Drop the images; return everything else in the listing below exactly.

Dataset content -
-- start --

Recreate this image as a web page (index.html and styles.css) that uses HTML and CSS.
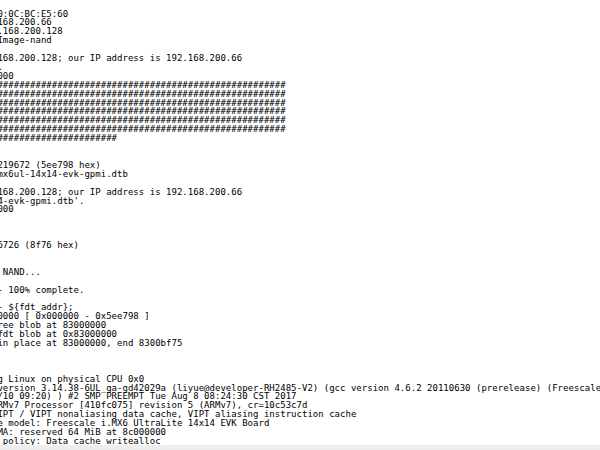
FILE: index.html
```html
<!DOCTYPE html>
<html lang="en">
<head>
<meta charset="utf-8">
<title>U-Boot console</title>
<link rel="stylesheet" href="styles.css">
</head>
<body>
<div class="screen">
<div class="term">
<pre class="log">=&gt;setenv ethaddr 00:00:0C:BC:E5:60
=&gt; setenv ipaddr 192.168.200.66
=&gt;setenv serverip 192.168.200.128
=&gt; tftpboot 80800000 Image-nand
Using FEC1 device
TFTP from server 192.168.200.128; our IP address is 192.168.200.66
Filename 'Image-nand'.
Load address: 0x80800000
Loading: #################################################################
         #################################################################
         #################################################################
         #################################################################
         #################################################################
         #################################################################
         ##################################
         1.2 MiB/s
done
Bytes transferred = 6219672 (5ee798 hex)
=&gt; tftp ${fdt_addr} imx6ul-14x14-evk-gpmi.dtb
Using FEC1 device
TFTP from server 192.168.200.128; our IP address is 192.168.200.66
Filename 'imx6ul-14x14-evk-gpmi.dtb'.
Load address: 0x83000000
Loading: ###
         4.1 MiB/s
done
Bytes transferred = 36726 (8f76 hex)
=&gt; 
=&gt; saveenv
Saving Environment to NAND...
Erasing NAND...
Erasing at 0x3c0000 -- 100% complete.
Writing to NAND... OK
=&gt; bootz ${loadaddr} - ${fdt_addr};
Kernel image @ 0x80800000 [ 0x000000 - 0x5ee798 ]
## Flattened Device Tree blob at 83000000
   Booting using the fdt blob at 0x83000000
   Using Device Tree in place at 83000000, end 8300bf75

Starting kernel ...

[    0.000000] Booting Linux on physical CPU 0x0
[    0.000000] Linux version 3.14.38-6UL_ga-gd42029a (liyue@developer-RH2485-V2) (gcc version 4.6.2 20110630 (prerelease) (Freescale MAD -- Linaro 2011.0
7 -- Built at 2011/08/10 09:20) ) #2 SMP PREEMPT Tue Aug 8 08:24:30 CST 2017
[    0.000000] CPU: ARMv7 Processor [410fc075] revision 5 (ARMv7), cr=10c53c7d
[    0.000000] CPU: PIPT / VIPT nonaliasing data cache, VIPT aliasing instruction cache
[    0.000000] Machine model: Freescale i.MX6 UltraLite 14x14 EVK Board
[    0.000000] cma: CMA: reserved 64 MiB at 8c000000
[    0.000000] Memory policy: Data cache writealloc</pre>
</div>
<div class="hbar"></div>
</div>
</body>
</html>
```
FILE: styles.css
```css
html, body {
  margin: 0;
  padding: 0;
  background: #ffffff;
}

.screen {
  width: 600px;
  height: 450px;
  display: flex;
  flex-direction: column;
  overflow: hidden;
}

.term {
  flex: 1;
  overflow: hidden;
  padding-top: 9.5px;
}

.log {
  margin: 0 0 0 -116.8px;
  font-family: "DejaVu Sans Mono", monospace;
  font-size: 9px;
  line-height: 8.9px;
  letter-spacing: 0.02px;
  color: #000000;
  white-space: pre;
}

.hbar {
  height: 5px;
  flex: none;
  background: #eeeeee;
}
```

-- end --

Solved exercise -
Recreate this image as a web page (index.html and styles.css) that uses HTML and CSS.
FILE: index.html
```html
<!DOCTYPE html>
<html lang="en">
<head>
<meta charset="utf-8">
<title>U-Boot console</title>
<link rel="stylesheet" href="styles.css">
</head>
<body>
<div class="screen">
<div class="term">
<pre class="log">=&gt;setenv ethaddr 00:00:0C:BC:E5:60
=&gt; setenv ipaddr 192.168.200.66
=&gt;setenv serverip 192.168.200.128
=&gt; tftpboot 80800000 Image-nand
Using FEC1 device
TFTP from server 192.168.200.128; our IP address is 192.168.200.66
Filename 'Image-nand'.
Load address: 0x80800000
Loading: #################################################################
         #################################################################
         #################################################################
         #################################################################
         #################################################################
         #################################################################
         ##################################
         1.2 MiB/s
done
Bytes transferred = 6219672 (5ee798 hex)
=&gt; tftp ${fdt_addr} imx6ul-14x14-evk-gpmi.dtb
Using FEC1 device
TFTP from server 192.168.200.128; our IP address is 192.168.200.66
Filename 'imx6ul-14x14-evk-gpmi.dtb'.
Load address: 0x83000000
Loading: ###
         4.1 MiB/s
done
Bytes transferred = 36726 (8f76 hex)
=&gt; 
=&gt; saveenv
Saving Environment to NAND...
Erasing NAND...
Erasing at 0x3c0000 -- 100% complete.
Writing to NAND... OK
=&gt; bootz ${loadaddr} - ${fdt_addr};
Kernel image @ 0x80800000 [ 0x000000 - 0x5ee798 ]
## Flattened Device Tree blob at 83000000
   Booting using the fdt blob at 0x83000000
   Using Device Tree in place at 83000000, end 8300bf75

Starting kernel ...

[    0.000000] Booting Linux on physical CPU 0x0
[    0.000000] Linux version 3.14.38-6UL_ga-gd42029a (liyue@developer-RH2485-V2) (gcc version 4.6.2 20110630 (prerelease) (Freescale MAD -- Linaro 2011.0
7 -- Built at 2011/08/10 09:20) ) #2 SMP PREEMPT Tue Aug 8 08:24:30 CST 2017
[    0.000000] CPU: ARMv7 Processor [410fc075] revision 5 (ARMv7), cr=10c53c7d
[    0.000000] CPU: PIPT / VIPT nonaliasing data cache, VIPT aliasing instruction cache
[    0.000000] Machine model: Freescale i.MX6 UltraLite 14x14 EVK Board
[    0.000000] cma: CMA: reserved 64 MiB at 8c000000
[    0.000000] Memory policy: Data cache writealloc</pre>
</div>
<div class="hbar"></div>
</div>
</body>
</html>
```
FILE: styles.css
```css
html, body {
  margin: 0;
  padding: 0;
  background: #ffffff;
}

.screen {
  width: 600px;
  height: 450px;
  display: flex;
  flex-direction: column;
  overflow: hidden;
}

.term {
  flex: 1;
  overflow: hidden;
  padding-top: 9.5px;
}

.log {
  margin: 0 0 0 -116.8px;
  font-family: "DejaVu Sans Mono", monospace;
  font-size: 9px;
  line-height: 8.9px;
  letter-spacing: 0.02px;
  color: #000000;
  white-space: pre;
}

.hbar {
  height: 5px;
  flex: none;
  background: #eeeeee;
}
```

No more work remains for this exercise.